● Stated goal:
Each line below should be retyped exactly, with no pictures.
*** Material
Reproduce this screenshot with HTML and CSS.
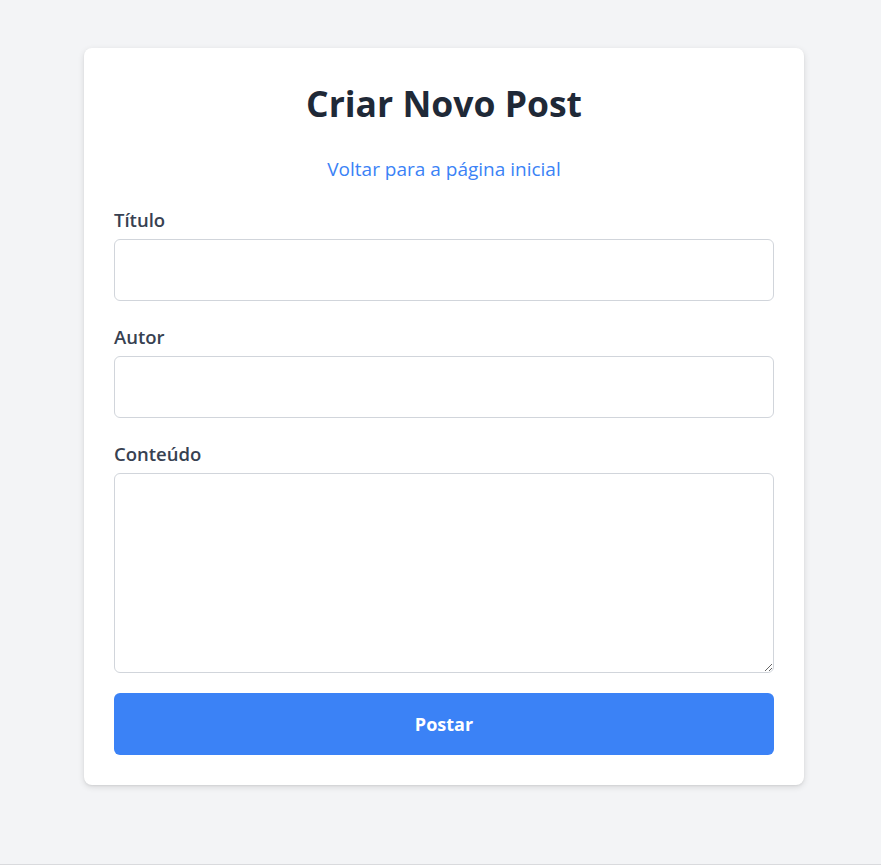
FILE: index.html
```html
<!DOCTYPE html>
<html lang="pt-BR">
<head>
<meta charset="utf-8">
<title>Criar Novo Post</title>
<link rel="stylesheet" href="styles.css">
</head>
<body>
<div class="page">
  <main class="card">
    <h1 class="title">Criar Novo Post</h1>
    <a class="back" href="#">Voltar para a página inicial</a>
    <form class="form">
      <div class="group">
        <label class="label" for="titulo">Título</label>
        <input class="field" id="titulo" type="text">
      </div>
      <div class="group">
        <label class="label" for="autor">Autor</label>
        <input class="field" id="autor" type="text">
      </div>
      <div class="group group-last">
        <label class="label" for="conteudo">Conteúdo</label>
        <textarea class="field area" id="conteudo"></textarea>
      </div>
      <button class="submit" type="button">Postar</button>
    </form>
  </main>
</div>
</body>
</html>
```
FILE: styles.css
```css
* { box-sizing: border-box; }
html, body {
  margin: 0;
  padding: 0;
  background: #f3f4f6;
  font-family: "Open Sans", "Noto Sans", sans-serif;
}
.page {
  height: 865px;
  border-bottom: 1px solid #d9dadd;
  display: flex;
  justify-content: center;
  align-items: flex-start;
  padding: 48px 0 0 7px;
}
.card {
  width: 720px;
  background: #ffffff;
  border-radius: 8px;
  box-shadow: 0 2px 6px rgba(0, 0, 0, 0.12), 0 1px 2px rgba(0, 0, 0, 0.06);
  padding: 30px;
  display: flex;
  flex-direction: column;
}
.title {
  margin: 0;
  text-align: center;
  font-size: 35.5px;
  line-height: 50px;
  font-weight: 700;
  color: #1f2937;
}
.back {
  align-self: center;
  margin-top: 28px;
  font-size: 19px;
  line-height: 27px;
  color: #3b82f6;
  text-decoration: none;
}
.form {
  margin-top: 25px;
  display: flex;
  flex-direction: column;
}
.group {
  display: flex;
  flex-direction: column;
  margin-bottom: 24px;
}
.group-last { margin-bottom: 20px; }
.label {
  font-size: 18.5px;
  line-height: 24px;
  font-weight: 600;
  color: #374151;
  margin-bottom: 7px;
}
.field {
  width: 100%;
  height: 62px;
  border: 1px solid #d1d5db;
  border-radius: 6px;
  font: inherit;
  font-size: 18px;
  padding: 8px 12px;
  background: #fff;
  margin: 0;
}
.area {
  height: 200px;
  resize: vertical;
  display: block;
}
.submit {
  height: 62px;
  width: 100%;
  border: none;
  border-radius: 6px;
  background: #3b82f6;
  color: #fff;
  font: inherit;
  font-size: 18px;
  font-weight: 700;
  cursor: pointer;
}
```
******
● Result of the exercise:
Reproduce this screenshot with HTML and CSS.
FILE: index.html
```html
<!DOCTYPE html>
<html lang="pt-BR">
<head>
<meta charset="utf-8">
<title>Criar Novo Post</title>
<link rel="stylesheet" href="styles.css">
</head>
<body>
<div class="page">
  <main class="card">
    <h1 class="title">Criar Novo Post</h1>
    <a class="back" href="#">Voltar para a página inicial</a>
    <form class="form">
      <div class="group">
        <label class="label" for="titulo">Título</label>
        <input class="field" id="titulo" type="text">
      </div>
      <div class="group">
        <label class="label" for="autor">Autor</label>
        <input class="field" id="autor" type="text">
      </div>
      <div class="group group-last">
        <label class="label" for="conteudo">Conteúdo</label>
        <textarea class="field area" id="conteudo"></textarea>
      </div>
      <button class="submit" type="button">Postar</button>
    </form>
  </main>
</div>
</body>
</html>
```
FILE: styles.css
```css
* { box-sizing: border-box; }
html, body {
  margin: 0;
  padding: 0;
  background: #f3f4f6;
  font-family: "Open Sans", "Noto Sans", sans-serif;
}
.page {
  height: 865px;
  border-bottom: 1px solid #d9dadd;
  display: flex;
  justify-content: center;
  align-items: flex-start;
  padding: 48px 0 0 7px;
}
.card {
  width: 720px;
  background: #ffffff;
  border-radius: 8px;
  box-shadow: 0 2px 6px rgba(0, 0, 0, 0.12), 0 1px 2px rgba(0, 0, 0, 0.06);
  padding: 30px;
  display: flex;
  flex-direction: column;
}
.title {
  margin: 0;
  text-align: center;
  font-size: 35.5px;
  line-height: 50px;
  font-weight: 700;
  color: #1f2937;
}
.back {
  align-self: center;
  margin-top: 28px;
  font-size: 19px;
  line-height: 27px;
  color: #3b82f6;
  text-decoration: none;
}
.form {
  margin-top: 25px;
  display: flex;
  flex-direction: column;
}
.group {
  display: flex;
  flex-direction: column;
  margin-bottom: 24px;
}
.group-last { margin-bottom: 20px; }
.label {
  font-size: 18.5px;
  line-height: 24px;
  font-weight: 600;
  color: #374151;
  margin-bottom: 7px;
}
.field {
  width: 100%;
  height: 62px;
  border: 1px solid #d1d5db;
  border-radius: 6px;
  font: inherit;
  font-size: 18px;
  padding: 8px 12px;
  background: #fff;
  margin: 0;
}
.area {
  height: 200px;
  resize: vertical;
  display: block;
}
.submit {
  height: 62px;
  width: 100%;
  border: none;
  border-radius: 6px;
  background: #3b82f6;
  color: #fff;
  font: inherit;
  font-size: 18px;
  font-weight: 700;
  cursor: pointer;
}
```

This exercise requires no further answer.